**Problem to work on**
Set the listing down again exactly, please, apart from its pictures.

**Collected material**

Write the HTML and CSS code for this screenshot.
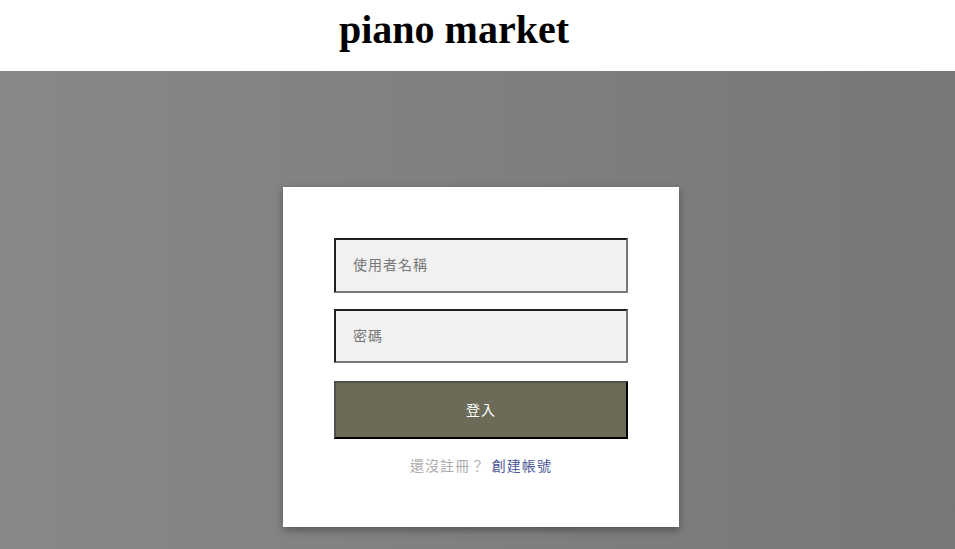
FILE: index.html
```html
<!DOCTYPE html>
<html lang="zh-Hant">
<head>
<meta charset="utf-8">
<title>piano market</title>
<link rel="stylesheet" href="styles.css">
</head>
<body>
<header class="site-header">
  <h1 class="site-title">piano market</h1>
</header>
<main class="stage">
  <form class="login-card">
    <input class="field" type="text" placeholder="使用者名稱">
    <input class="field" type="password" placeholder="密碼">
    <button class="login-btn" type="button">登入</button>
    <p class="register">還沒註冊？ <a class="register-link" href="#">創建帳號</a></p>
  </form>
</main>
</body>
</html>
```

FILE: styles.css
```css
* { box-sizing: border-box; }
html, body {
  margin: 0;
  padding: 0;
  height: 100%;
  overflow: hidden;
}
body {
  font-family: "Noto Sans CJK TC", "Noto Sans", sans-serif;
  background: #fff;
}
.site-header {
  height: 71px;
  padding: 6px 47px 0 0;
  background: #fff;
}
.site-title {
  margin: 0;
  text-align: center;
  font-family: "Liberation Serif", serif;
  font-weight: bold;
  font-size: 40px;
  color: #000;
}
.stage {
  height: 478px;
  background: linear-gradient(to right, #888888, #777775);
  display: flex;
  justify-content: center;
  align-items: flex-start;
  padding: 116px 0 0 7px;
}
.login-card {
  width: 396px;
  height: 340px;
  background: #fff;
  padding: 51px 51px 0;
  box-shadow: 0 3px 8px rgba(0, 0, 0, 0.35);
  display: flex;
  flex-direction: column;
}
.field {
  display: block;
  width: 294px;
  height: 55px;
  margin: 0 0 16px;
  padding: 0 17px 3px;
  background: #f1f1f1;
  border: 2px solid;
  border-color: #1f1f1f #777 #777 #1f1f1f;
  font-family: inherit;
  font-size: 14px;
  letter-spacing: 1px;
  color: #333;
  outline: none;
}
.field::placeholder { color: #777; }
.field + .field { height: 54px; margin-bottom: 18px; }
.login-btn {
  display: block;
  width: 294px;
  height: 58px;
  margin: 0;
  padding: 0 0 2px;
  background: #6b6b58;
  border: 2px solid;
  border-color: #4f4f4f #000 #000 #4f4f4f;
  color: #fff;
  font-family: inherit;
  font-size: 14px;
  letter-spacing: 1px;
}
.register {
  margin: 16px 0 0;
  text-align: center;
  font-size: 14px;
  letter-spacing: 1.1px;
  word-spacing: 2px;
  color: #aaa;
  line-height: 20px;
}
.register-link {
  color: #4a5799;
  text-decoration: none;
}
```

**Written reply**
Write the HTML and CSS code for this screenshot.
FILE: index.html
```html
<!DOCTYPE html>
<html lang="zh-Hant">
<head>
<meta charset="utf-8">
<title>piano market</title>
<link rel="stylesheet" href="styles.css">
</head>
<body>
<header class="site-header">
  <h1 class="site-title">piano market</h1>
</header>
<main class="stage">
  <form class="login-card">
    <input class="field" type="text" placeholder="使用者名稱">
    <input class="field" type="password" placeholder="密碼">
    <button class="login-btn" type="button">登入</button>
    <p class="register">還沒註冊？ <a class="register-link" href="#">創建帳號</a></p>
  </form>
</main>
</body>
</html>
```

FILE: styles.css
```css
* { box-sizing: border-box; }
html, body {
  margin: 0;
  padding: 0;
  height: 100%;
  overflow: hidden;
}
body {
  font-family: "Noto Sans CJK TC", "Noto Sans", sans-serif;
  background: #fff;
}
.site-header {
  height: 71px;
  padding: 6px 47px 0 0;
  background: #fff;
}
.site-title {
  margin: 0;
  text-align: center;
  font-family: "Liberation Serif", serif;
  font-weight: bold;
  font-size: 40px;
  color: #000;
}
.stage {
  height: 478px;
  background: linear-gradient(to right, #888888, #777775);
  display: flex;
  justify-content: center;
  align-items: flex-start;
  padding: 116px 0 0 7px;
}
.login-card {
  width: 396px;
  height: 340px;
  background: #fff;
  padding: 51px 51px 0;
  box-shadow: 0 3px 8px rgba(0, 0, 0, 0.35);
  display: flex;
  flex-direction: column;
}
.field {
  display: block;
  width: 294px;
  height: 55px;
  margin: 0 0 16px;
  padding: 0 17px 3px;
  background: #f1f1f1;
  border: 2px solid;
  border-color: #1f1f1f #777 #777 #1f1f1f;
  font-family: inherit;
  font-size: 14px;
  letter-spacing: 1px;
  color: #333;
  outline: none;
}
.field::placeholder { color: #777; }
.field + .field { height: 54px; margin-bottom: 18px; }
.login-btn {
  display: block;
  width: 294px;
  height: 58px;
  margin: 0;
  padding: 0 0 2px;
  background: #6b6b58;
  border: 2px solid;
  border-color: #4f4f4f #000 #000 #4f4f4f;
  color: #fff;
  font-family: inherit;
  font-size: 14px;
  letter-spacing: 1px;
}
.register {
  margin: 16px 0 0;
  text-align: center;
  font-size: 14px;
  letter-spacing: 1.1px;
  word-spacing: 2px;
  color: #aaa;
  line-height: 20px;
}
.register-link {
  color: #4a5799;
  text-decoration: none;
}
```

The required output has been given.